- The Washington Times - Thursday, September 29, 2022

The politicization of the FBI is being implemented by the promotion of liberal agents into positions of authority and the punishment or dismissal of agents who support conservative causes, FBI insiders told The Washington Times.

They said this institutionalizes a liberal bias in the upper ranks of the nation’s premier law enforcement agency.

In one high-profile example, an FBI agent on duty demonstrated solidarity with Black Lives Matter marchers in Washington by “taking a knee” as the protesters passed. The agent was rewarded with a promotion to a supervisor rank.



The BLM march in Washington in 2020 was part of protests and riots that swept the country in response to the police killing of George Floyd in Minneapolis. Some law enforcement officers began kneeling with BLM protesters in Austin, Texas; Portland, Oregon; Los Angeles; Coral Gables, Florida; Buffalo, New York; and elsewhere.

Among six on-duty agents in full FBI gear who “took a knee” for BLM protesters in Washington was a female agent who later was promoted to the No. 2 supervisory post at the Washington field office.

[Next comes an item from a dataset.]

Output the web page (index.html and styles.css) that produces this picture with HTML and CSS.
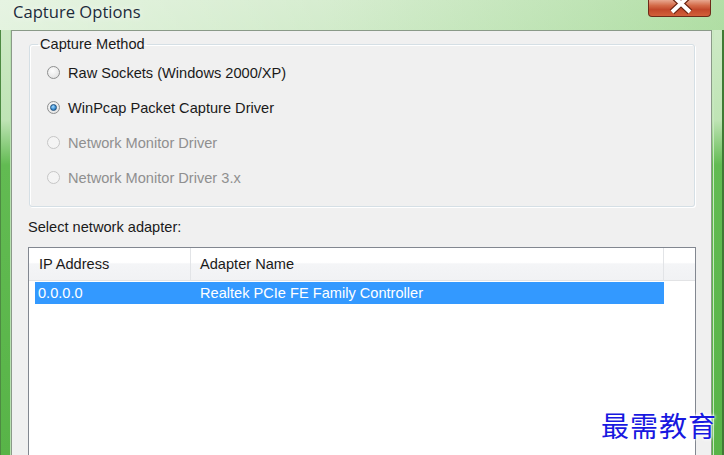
FILE: index.html
```html
<!DOCTYPE html>
<html lang="en">

<head>
  <meta charset="UTF-8">
  <title>Capture Options</title>
  <link rel="stylesheet" href="styles.css">
</head>

<body>
  <div class="window">

    <!-- Title Bar -->
    <div class="titlebar">
      <span class="title">Capture Options</span>
      <span class="close-btn">
        <svg width="63" height="17" viewBox="0 0 63 17">
          <path d="M24 -5 L42 12 M42 -5 L24 12" stroke="#6a2410" stroke-width="6.5" fill="none" />
          <path d="M24 -5 L42 12 M42 -5 L24 12" stroke="#ffffff" stroke-width="4" fill="none" />
        </svg>
      </span>
    </div>

    <div class="frame-row">
      <div class="frame-left"></div>

      <!-- Dialog Client Area -->
      <div class="client">
        <fieldset class="group">
          <legend>Capture Method</legend>
          <label class="radio-row">
            <span class="radio"></span>
            <span>Raw Sockets (Windows 2000/XP)</span>
          </label>
          <label class="radio-row">
            <span class="radio checked"></span>
            <span>WinPcap Packet Capture Driver</span>
          </label>
          <label class="radio-row disabled">
            <span class="radio"></span>
            <span>Network Monitor Driver</span>
          </label>
          <label class="radio-row disabled">
            <span class="radio"></span>
            <span>Network Monitor Driver 3.x</span>
          </label>
        </fieldset>

        <div class="adapter-label">Select network adapter:</div>

        <!-- Adapter List -->
        <div class="listview">
          <div class="list-header">
            <div class="col col-ip">IP Address</div>
            <div class="col col-name">Adapter Name</div>
            <div class="col col-rest"></div>
          </div>
          <div class="list-row selected">
            <div class="cell cell-ip">0.0.0.0</div>
            <div class="cell cell-name">Realtek PCIe FE Family Controller</div>
          </div>
        </div>
      </div>

      <div class="frame-right"></div>
    </div>

    <div class="watermark">最需教育</div>
  </div>
</body>

</html>
```

FILE: styles.css
```css
/* Page */
body {
  margin: 0;
  width: 724px;
  height: 455px;
  overflow: hidden;
  font-family: "Liberation Sans", Arial, sans-serif;
  font-size: 14.6px;
  color: #1a1a1a;
}

/* Window */
.window {
  position: relative;
  width: 724px;
  height: 455px;
  display: flex;
  flex-direction: column;
  overflow: hidden;
  background: linear-gradient(to bottom, #d2ebcb 0, #bfe4b5 120px, #62bb52 165px, #58b448 100%);
}

/* Title Bar */
.titlebar {
  height: 30px;
  flex: none;
  display: flex;
  justify-content: space-between;
  align-items: flex-start;
  background: linear-gradient(to right, rgba(255, 255, 255, 0.45), rgba(255, 255, 255, 0.1) 45%, rgba(120, 200, 100, 0.35) 100%);
}

.title {
  margin: 0 0 0 13px;
  font-family: "Open Sans", "Liberation Sans", sans-serif;
  font-size: 16.6px;
  color: #1d2b3a;
  text-shadow: 0 0 6px rgba(255, 255, 255, 0.9);
}

/* Close Button */
.close-btn {
  width: 61px;
  height: 16px;
  margin-right: 13px;
  border: 1px solid #6e2a18;
  border-top: none;
  border-radius: 0 0 4px 4px;
  overflow: hidden;
  background: linear-gradient(to bottom, #e8a890 0, #d36a48 35%, #c2482a 60%, #d2603a 100%);
}

.close-btn svg {
  display: block;
  margin-left: -1px;
}

/* Frame */
.frame-row {
  flex: 1;
  min-height: 0;
  display: flex;
}

.frame-left {
  width: 9px;
  border-left: 1px solid #4d8a42;
  border-right: 1px solid #b8e0b0;
}

.frame-right {
  width: 8px;
  border-left: 1px solid #c8e8c0;
  border-right: 2px solid #3f7a34;
  margin-left: 1px;
}

/* Client Area */
.client {
  flex: 1;
  overflow: hidden;
  background: #f0f0f0;
  border: 1px solid #8a9a88;
  border-bottom: none;
  padding-top: 5px;
}

/* Group Box */
.group {
  margin: 0 16px 0 17px;
  padding: 2px 0 11px 17px;
  border: 1px solid #d5dfe5;
  border-radius: 3px;
  box-shadow: inset 1px 1px 0 #fff, 1px 1px 0 #fff;
}

.group legend {
  margin-left: -9px;
  padding: 0 2px;
  line-height: 17px;
}

.radio-row {
  height: 35px;
  display: flex;
  align-items: center;
  gap: 8px;
}

.radio-row.disabled {
  color: #8f8f8f;
}

.radio {
  width: 11px;
  height: 11px;
  border-radius: 50%;
  border: 1px solid #8e8f8f;
  background: radial-gradient(circle at 40% 35%, #fdfdfd 0, #e6e6e6 70%, #d0d0d0 100%);
  display: flex;
  align-items: center;
  justify-content: center;
}

.radio.checked::after {
  content: "";
  width: 5px;
  height: 5px;
  border-radius: 50%;
  border: 1px solid #1d4f7c;
  background: radial-gradient(circle at 40% 35%, #a8dcff 0, #3b8fd4 55%, #1f5d96 100%);
}

.disabled .radio {
  border-color: #c6c6c6;
  background: #f4f4f4;
}

/* Adapter Label */
.adapter-label {
  margin: 12px 0 0 16px;
  line-height: 17px;
}

/* List View */
.listview {
  margin: 11px 15px 0 16px;
  height: 300px;
  border: 1px solid #828790;
  background: #fff;
}

.list-header {
  height: 32px;
  display: flex;
  border-bottom: 1px solid #e2e3e5;
  background: linear-gradient(to bottom, #fff 0, #fff 45%, #f4f5f7 50%, #f1f2f4 100%);
}

.col {
  display: flex;
  align-items: center;
  border-right: 1px solid #e2e4e7;
}

.col-ip {
  width: 151px;
  padding-left: 10px;
}

.col-name {
  width: 463px;
  padding-left: 9px;
}

.col-rest {
  flex: 1;
  border-right: none;
}

.list-row {
  height: 22px;
  margin: 1px 0 0 6px;
  width: 629px;
  display: flex;
  align-items: center;
}

.list-row.selected {
  background: #3399ff;
  color: #fff;
}

.cell-ip {
  width: 162px;
  padding-left: 3px;
}

/* Watermark */
.watermark {
  position: absolute;
  left: 601px;
  top: 405px;
  font-family: "Noto Sans CJK SC", sans-serif;
  font-size: 28px;
  letter-spacing: 1px;
  color: #1818e0;
  text-shadow: 0 0 2px #fff, 0 0 3px #fff, 0 0 4px #fff;
}
```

Larissa Knapp, the counterterrorism special agent in charge at the Washington field office, immediately lauded the six agents, The Times has learned. She said the kneeling agents de-escalated a confrontation that could have turned violent.

Other agents on the scene chose not to kneel.

FBI whistleblower Kyle Seraphin, who has been suspended from his job at the bureau, said he witnessed Ms. Knapp shower praise on the agents when all the employees gathered in the conference room of the assistant director in charge to discuss “presence patrols.”

Ms. Knapp hugged each of the “kneeling agents” for their action at the protest, Mr. Seraphin said.

He said he shook his head in disbelief before Ms. Knapp yelled at him.

“So she focused her tirade about how ‘they were heroes … saved lives and they did the right thing. I called [Director Christopher A. Wray] to say how proud I was they de-escalated things. I don’t want to see anyone looking sideways at them,’” Mr. Seraphin recalled her saying.

The FBI disputed that Ms. Knapp raised her voice in the room toward anyone that day.  

The FBI Agents Association (FBIAA), a private, professional association, told The Times it provided gift cards of “modest value” and personal notes to these agents for “exercising their professional judgment to diffuse a tense situation and avoid violence.”

“Our efforts in support of these Agents had nothing to do with supporting any group or movement. Outreach like this to Agents is a normal course of action when the FBIAA wants to show support for members, and I wanted to show support for these members after a challenging situation,” FBIAA President Brian O’Hare told The Times in a statement.

A former FBI official who spoke on the condition of anonymity also recalled the events in the conference room.

“Some people were like, ‘That’s pretty disgraceful what they did. We’re not supposed to take sides,’” the former official said.

Mr. Seraphin said joining the BLM protest should have been viewed as a policy violation of the Hatch Act, a law that prevents federal workers from engaging in political activity while on duty, in a federal facility or using government resources.

“There were plenty of other agents who were at the scene who did not take a knee, and they said, ‘Look, we didn’t feel threatened,’” he said.

According to the Justice Department, “Political activity is activity directed toward the success or failure of a political party, candidate for partisan political office, or partisan political group. The statute carries serious penalties including REMOVAL from federal employment.”

Several FBI agents noted a stark difference in how the Justice Department viewed Black Lives Matter protesters and Trump supporters who attended the Jan. 6, 2021, rally in Washington.

The Justice Department is still prosecuting those who clashed with U.S. Capitol Police that day. Charges include trespassing, assault and obstruction of an official proceeding.

The department recently settled with Black Lives Matter activists and others who clashed with the Secret Service and Park Police in Lafayette Park in June 2020.

Mr. Seraphin and the former bureau employee noted that the bureau punished some FBI employees for going to President Trump’s “Stop the Steal” rally on Jan. 6, 2021.

Those employees stopped short of joining Trump supporters who breached the Capitol and rioted to protest the certification of Joseph R. Biden’s election. Still, the bureau eliminated their security clearances.

“The entire world has changed in the last year and a half after June 6, and news started to come out about FBI employees who simply attended a rally having their clearances pulled,” a former FBI employee said.

The bureau would pull any string to connect an employee close to the Capitol that day to the “insurrection,” the former employee said.

The FBI provided this statement to The Times in response to questions about the apparent disparate treatment of agents participating in BLM protests and protests linked to Mr. Trump:

“While the FBI does not comment on specific personnel matters, under no circumstances would we take action against employees for lawfully exercising their First Amendment rights. All FBI employees understand that adherence to rigorous security policies and the highest standards of integrity are critical to fulfilling our mission of protecting the American people and upholding the Constitution of the United States.”

The FBI also noted that all FBI employees are subject to the Hatch Act.

Correction: A previous version of this article incorrectly identified the person who handed out the gift cards.